* START *

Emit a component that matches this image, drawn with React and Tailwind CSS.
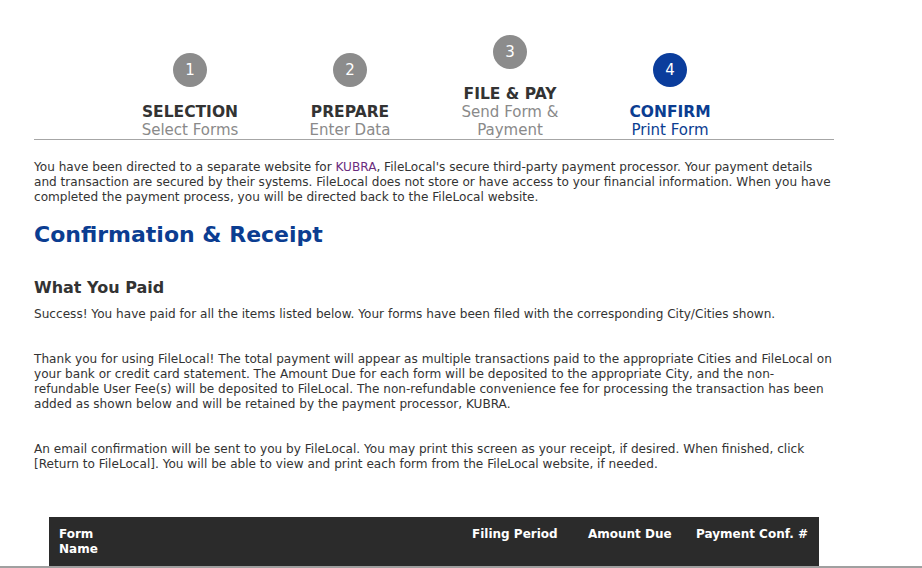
export default function App() {
  const steps = [
    { n: '1', title: 'SELECTION', sub: ['Select Forms'] },
    { n: '2', title: 'PREPARE', sub: ['Enter Data'] },
    { n: '3', title: 'FILE & PAY', sub: ['Send Form &', 'Payment'] },
    { n: '4', title: 'CONFIRM', sub: ['Print Form'], active: true },
  ]

  return (
    <div className="h-[568px] overflow-hidden bg-white font-['DejaVu_Sans',Verdana,sans-serif] text-[#333]">
      <div className="w-[800px] ml-[34px]">
        {/* Steps */}
        <div className="flex items-end pl-[76px] pt-[35px] border-b border-[#a6a6a6]">
          {steps.map(s => (
            <div key={s.n} className="w-[160px] flex flex-col items-center text-center leading-[18px]">
              <div className={`w-[34px] h-[34px] rounded-full flex items-center justify-center text-white text-[15px] mb-[16px] ${s.active ? 'bg-[#0b3d9c]' : 'bg-[#8c8c8c]'}`}>
                {s.n}
              </div>
              <div className={`font-bold text-[15.5px] ${s.active ? 'text-[#0b3d91]' : 'text-[#333]'}`}>{s.title}</div>
              {s.sub.map(t => (
                <div key={t} className={`text-[15px] ${s.active ? 'text-[#0b3d91]' : 'text-[#8a8a8a]'}`}>{t}</div>
              ))}
            </div>
          ))}
        </div>

        <p className="mt-[20px] text-[12.1px] leading-[15px]">
          You have been directed to a separate website for <span className="text-[#6b2c7e]">KUBRA</span>, FileLocal's secure third-party payment processor. Your payment details and transaction are secured by their systems. FileLocal does not store or have access to your financial information. When you have completed the payment process, you will be directed back to the FileLocal website.
        </p>

        <h1 className="mt-[15px] text-[22px] font-bold text-[#0b3d91] leading-[30px]">Confirmation &amp; Receipt</h1>

        <h2 className="mt-[28px] text-[16px] font-bold text-[#333] leading-[20px]">What You Paid</h2>

        <p className="mt-[9px] text-[12.1px] leading-[15px]">
          Success! You have paid for all the items listed below. Your forms have been filed with the corresponding City/Cities shown.
        </p>

        <p className="mt-[30px] text-[12.1px] leading-[15px]">
          Thank you for using FileLocal! The total payment will appear as multiple transactions paid to the appropriate Cities and FileLocal on your bank or credit card statement. The Amount Due for each form will be deposited to the appropriate City, and the non-refundable User Fee(s) will be deposited to FileLocal. The non-refundable convenience fee for processing the transaction has been added as shown below and will be retained by the payment processor, KUBRA.
        </p>

        <p className="mt-[30px] text-[12.1px] leading-[15px]">
          An email confirmation will be sent to you by FileLocal. You may print this screen as your receipt, if desired. When finished, click [Return to FileLocal]. You will be able to view and print each form from the FileLocal website, if needed.
        </p>

        <div className="mt-[45px] ml-[15px] w-[770px] h-[49px] bg-[#2b2b2b] flex text-white font-bold text-[12px] leading-[15px] pt-[10px]">
          <div className="w-[423px] pl-[10px]">Form<br />Name</div>
          <div className="w-[116px]">Filing Period</div>
          <div className="w-[108px]">Amount Due</div>
          <div>Payment Conf. #</div>
        </div>
      </div>
      <div className="h-[3px] bg-[#a0a0a0]" />
    </div>
  )
}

* END *

## WHAT YOU ARE ASKED TO DO
Make an exact copy of the data, leaving its pictures out.

## RESPONSE TO THIS EXERCISE
Emit a component that matches this image, drawn with React and Tailwind CSS.
export default function App() {
  const steps = [
    { n: '1', title: 'SELECTION', sub: ['Select Forms'] },
    { n: '2', title: 'PREPARE', sub: ['Enter Data'] },
    { n: '3', title: 'FILE & PAY', sub: ['Send Form &', 'Payment'] },
    { n: '4', title: 'CONFIRM', sub: ['Print Form'], active: true },
  ]

  return (
    <div className="h-[568px] overflow-hidden bg-white font-['DejaVu_Sans',Verdana,sans-serif] text-[#333]">
      <div className="w-[800px] ml-[34px]">
        {/* Steps */}
        <div className="flex items-end pl-[76px] pt-[35px] border-b border-[#a6a6a6]">
          {steps.map(s => (
            <div key={s.n} className="w-[160px] flex flex-col items-center text-center leading-[18px]">
              <div className={`w-[34px] h-[34px] rounded-full flex items-center justify-center text-white text-[15px] mb-[16px] ${s.active ? 'bg-[#0b3d9c]' : 'bg-[#8c8c8c]'}`}>
                {s.n}
              </div>
              <div className={`font-bold text-[15.5px] ${s.active ? 'text-[#0b3d91]' : 'text-[#333]'}`}>{s.title}</div>
              {s.sub.map(t => (
                <div key={t} className={`text-[15px] ${s.active ? 'text-[#0b3d91]' : 'text-[#8a8a8a]'}`}>{t}</div>
              ))}
            </div>
          ))}
        </div>

        <p className="mt-[20px] text-[12.1px] leading-[15px]">
          You have been directed to a separate website for <span className="text-[#6b2c7e]">KUBRA</span>, FileLocal's secure third-party payment processor. Your payment details and transaction are secured by their systems. FileLocal does not store or have access to your financial information. When you have completed the payment process, you will be directed back to the FileLocal website.
        </p>

        <h1 className="mt-[15px] text-[22px] font-bold text-[#0b3d91] leading-[30px]">Confirmation &amp; Receipt</h1>

        <h2 className="mt-[28px] text-[16px] font-bold text-[#333] leading-[20px]">What You Paid</h2>

        <p className="mt-[9px] text-[12.1px] leading-[15px]">
          Success! You have paid for all the items listed below. Your forms have been filed with the corresponding City/Cities shown.
        </p>

        <p className="mt-[30px] text-[12.1px] leading-[15px]">
          Thank you for using FileLocal! The total payment will appear as multiple transactions paid to the appropriate Cities and FileLocal on your bank or credit card statement. The Amount Due for each form will be deposited to the appropriate City, and the non-refundable User Fee(s) will be deposited to FileLocal. The non-refundable convenience fee for processing the transaction has been added as shown below and will be retained by the payment processor, KUBRA.
        </p>

        <p className="mt-[30px] text-[12.1px] leading-[15px]">
          An email confirmation will be sent to you by FileLocal. You may print this screen as your receipt, if desired. When finished, click [Return to FileLocal]. You will be able to view and print each form from the FileLocal website, if needed.
        </p>

        <div className="mt-[45px] ml-[15px] w-[770px] h-[49px] bg-[#2b2b2b] flex text-white font-bold text-[12px] leading-[15px] pt-[10px]">
          <div className="w-[423px] pl-[10px]">Form<br />Name</div>
          <div className="w-[116px]">Filing Period</div>
          <div className="w-[108px]">Amount Due</div>
          <div>Payment Conf. #</div>
        </div>
      </div>
      <div className="h-[3px] bg-[#a0a0a0]" />
    </div>
  )
}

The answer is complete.